Reproduce the material in full, unchanged.

* [Collected material]

########

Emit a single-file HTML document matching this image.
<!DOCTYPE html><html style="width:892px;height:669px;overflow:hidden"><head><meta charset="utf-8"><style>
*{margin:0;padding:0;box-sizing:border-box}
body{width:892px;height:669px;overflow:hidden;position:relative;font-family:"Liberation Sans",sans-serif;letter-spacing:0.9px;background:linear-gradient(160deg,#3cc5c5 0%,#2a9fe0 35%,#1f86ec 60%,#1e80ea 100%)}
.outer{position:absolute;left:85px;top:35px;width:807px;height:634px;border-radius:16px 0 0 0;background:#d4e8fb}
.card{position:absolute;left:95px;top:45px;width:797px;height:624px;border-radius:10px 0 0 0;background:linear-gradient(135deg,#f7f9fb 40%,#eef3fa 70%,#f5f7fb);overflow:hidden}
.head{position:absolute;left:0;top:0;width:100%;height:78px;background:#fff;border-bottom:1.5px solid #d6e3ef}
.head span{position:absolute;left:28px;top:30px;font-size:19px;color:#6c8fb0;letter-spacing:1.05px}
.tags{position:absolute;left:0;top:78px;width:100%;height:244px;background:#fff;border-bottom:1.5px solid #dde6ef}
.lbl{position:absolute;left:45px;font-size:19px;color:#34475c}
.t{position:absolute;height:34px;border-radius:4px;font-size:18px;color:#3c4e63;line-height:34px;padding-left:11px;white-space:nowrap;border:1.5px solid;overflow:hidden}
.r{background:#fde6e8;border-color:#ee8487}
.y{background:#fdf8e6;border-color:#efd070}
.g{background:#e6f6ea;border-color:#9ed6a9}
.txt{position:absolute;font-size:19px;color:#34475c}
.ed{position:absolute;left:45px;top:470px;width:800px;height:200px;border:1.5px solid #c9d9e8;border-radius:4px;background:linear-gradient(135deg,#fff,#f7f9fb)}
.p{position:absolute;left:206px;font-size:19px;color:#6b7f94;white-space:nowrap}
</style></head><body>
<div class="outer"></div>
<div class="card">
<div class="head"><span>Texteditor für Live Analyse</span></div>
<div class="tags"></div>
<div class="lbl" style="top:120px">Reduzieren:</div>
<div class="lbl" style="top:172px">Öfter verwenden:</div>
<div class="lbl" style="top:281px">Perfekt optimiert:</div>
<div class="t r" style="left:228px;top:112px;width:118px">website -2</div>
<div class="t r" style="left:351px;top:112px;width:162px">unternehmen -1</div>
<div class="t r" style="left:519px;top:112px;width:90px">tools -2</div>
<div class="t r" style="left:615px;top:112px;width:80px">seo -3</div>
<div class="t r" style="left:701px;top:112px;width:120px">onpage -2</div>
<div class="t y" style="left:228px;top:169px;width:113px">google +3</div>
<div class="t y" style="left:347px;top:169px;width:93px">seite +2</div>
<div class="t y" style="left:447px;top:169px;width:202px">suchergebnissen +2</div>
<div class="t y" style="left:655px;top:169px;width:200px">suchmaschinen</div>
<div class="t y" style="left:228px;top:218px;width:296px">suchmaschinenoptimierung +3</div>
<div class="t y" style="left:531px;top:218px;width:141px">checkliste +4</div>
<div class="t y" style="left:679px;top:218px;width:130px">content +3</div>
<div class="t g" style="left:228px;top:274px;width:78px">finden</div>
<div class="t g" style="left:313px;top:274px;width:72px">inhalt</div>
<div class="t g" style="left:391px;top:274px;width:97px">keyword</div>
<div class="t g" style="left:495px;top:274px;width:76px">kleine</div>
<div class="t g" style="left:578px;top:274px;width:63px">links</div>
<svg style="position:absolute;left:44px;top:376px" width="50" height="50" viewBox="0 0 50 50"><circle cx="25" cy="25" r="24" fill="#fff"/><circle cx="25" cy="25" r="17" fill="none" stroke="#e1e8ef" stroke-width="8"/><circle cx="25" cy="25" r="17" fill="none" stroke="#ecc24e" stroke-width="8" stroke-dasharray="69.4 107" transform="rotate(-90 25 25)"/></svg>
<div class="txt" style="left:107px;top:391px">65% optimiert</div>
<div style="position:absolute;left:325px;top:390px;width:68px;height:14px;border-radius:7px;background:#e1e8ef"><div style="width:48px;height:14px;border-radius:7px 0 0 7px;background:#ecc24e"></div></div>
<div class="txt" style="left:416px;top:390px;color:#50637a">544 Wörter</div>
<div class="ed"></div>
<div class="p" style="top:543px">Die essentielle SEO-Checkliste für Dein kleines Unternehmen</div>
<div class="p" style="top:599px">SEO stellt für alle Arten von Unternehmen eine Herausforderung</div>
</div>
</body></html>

########

* [Task output]
Emit a single-file HTML document matching this image.
<!DOCTYPE html><html style="width:892px;height:669px;overflow:hidden"><head><meta charset="utf-8"><style>
*{margin:0;padding:0;box-sizing:border-box}
body{width:892px;height:669px;overflow:hidden;position:relative;font-family:"Liberation Sans",sans-serif;letter-spacing:0.9px;background:linear-gradient(160deg,#3cc5c5 0%,#2a9fe0 35%,#1f86ec 60%,#1e80ea 100%)}
.outer{position:absolute;left:85px;top:35px;width:807px;height:634px;border-radius:16px 0 0 0;background:#d4e8fb}
.card{position:absolute;left:95px;top:45px;width:797px;height:624px;border-radius:10px 0 0 0;background:linear-gradient(135deg,#f7f9fb 40%,#eef3fa 70%,#f5f7fb);overflow:hidden}
.head{position:absolute;left:0;top:0;width:100%;height:78px;background:#fff;border-bottom:1.5px solid #d6e3ef}
.head span{position:absolute;left:28px;top:30px;font-size:19px;color:#6c8fb0;letter-spacing:1.05px}
.tags{position:absolute;left:0;top:78px;width:100%;height:244px;background:#fff;border-bottom:1.5px solid #dde6ef}
.lbl{position:absolute;left:45px;font-size:19px;color:#34475c}
.t{position:absolute;height:34px;border-radius:4px;font-size:18px;color:#3c4e63;line-height:34px;padding-left:11px;white-space:nowrap;border:1.5px solid;overflow:hidden}
.r{background:#fde6e8;border-color:#ee8487}
.y{background:#fdf8e6;border-color:#efd070}
.g{background:#e6f6ea;border-color:#9ed6a9}
.txt{position:absolute;font-size:19px;color:#34475c}
.ed{position:absolute;left:45px;top:470px;width:800px;height:200px;border:1.5px solid #c9d9e8;border-radius:4px;background:linear-gradient(135deg,#fff,#f7f9fb)}
.p{position:absolute;left:206px;font-size:19px;color:#6b7f94;white-space:nowrap}
</style></head><body>
<div class="outer"></div>
<div class="card">
<div class="head"><span>Texteditor für Live Analyse</span></div>
<div class="tags"></div>
<div class="lbl" style="top:120px">Reduzieren:</div>
<div class="lbl" style="top:172px">Öfter verwenden:</div>
<div class="lbl" style="top:281px">Perfekt optimiert:</div>
<div class="t r" style="left:228px;top:112px;width:118px">website -2</div>
<div class="t r" style="left:351px;top:112px;width:162px">unternehmen -1</div>
<div class="t r" style="left:519px;top:112px;width:90px">tools -2</div>
<div class="t r" style="left:615px;top:112px;width:80px">seo -3</div>
<div class="t r" style="left:701px;top:112px;width:120px">onpage -2</div>
<div class="t y" style="left:228px;top:169px;width:113px">google +3</div>
<div class="t y" style="left:347px;top:169px;width:93px">seite +2</div>
<div class="t y" style="left:447px;top:169px;width:202px">suchergebnissen +2</div>
<div class="t y" style="left:655px;top:169px;width:200px">suchmaschinen</div>
<div class="t y" style="left:228px;top:218px;width:296px">suchmaschinenoptimierung +3</div>
<div class="t y" style="left:531px;top:218px;width:141px">checkliste +4</div>
<div class="t y" style="left:679px;top:218px;width:130px">content +3</div>
<div class="t g" style="left:228px;top:274px;width:78px">finden</div>
<div class="t g" style="left:313px;top:274px;width:72px">inhalt</div>
<div class="t g" style="left:391px;top:274px;width:97px">keyword</div>
<div class="t g" style="left:495px;top:274px;width:76px">kleine</div>
<div class="t g" style="left:578px;top:274px;width:63px">links</div>
<svg style="position:absolute;left:44px;top:376px" width="50" height="50" viewBox="0 0 50 50"><circle cx="25" cy="25" r="24" fill="#fff"/><circle cx="25" cy="25" r="17" fill="none" stroke="#e1e8ef" stroke-width="8"/><circle cx="25" cy="25" r="17" fill="none" stroke="#ecc24e" stroke-width="8" stroke-dasharray="69.4 107" transform="rotate(-90 25 25)"/></svg>
<div class="txt" style="left:107px;top:391px">65% optimiert</div>
<div style="position:absolute;left:325px;top:390px;width:68px;height:14px;border-radius:7px;background:#e1e8ef"><div style="width:48px;height:14px;border-radius:7px 0 0 7px;background:#ecc24e"></div></div>
<div class="txt" style="left:416px;top:390px;color:#50637a">544 Wörter</div>
<div class="ed"></div>
<div class="p" style="top:543px">Die essentielle SEO-Checkliste für Dein kleines Unternehmen</div>
<div class="p" style="top:599px">SEO stellt für alle Arten von Unternehmen eine Herausforderung</div>
</div>
</body></html>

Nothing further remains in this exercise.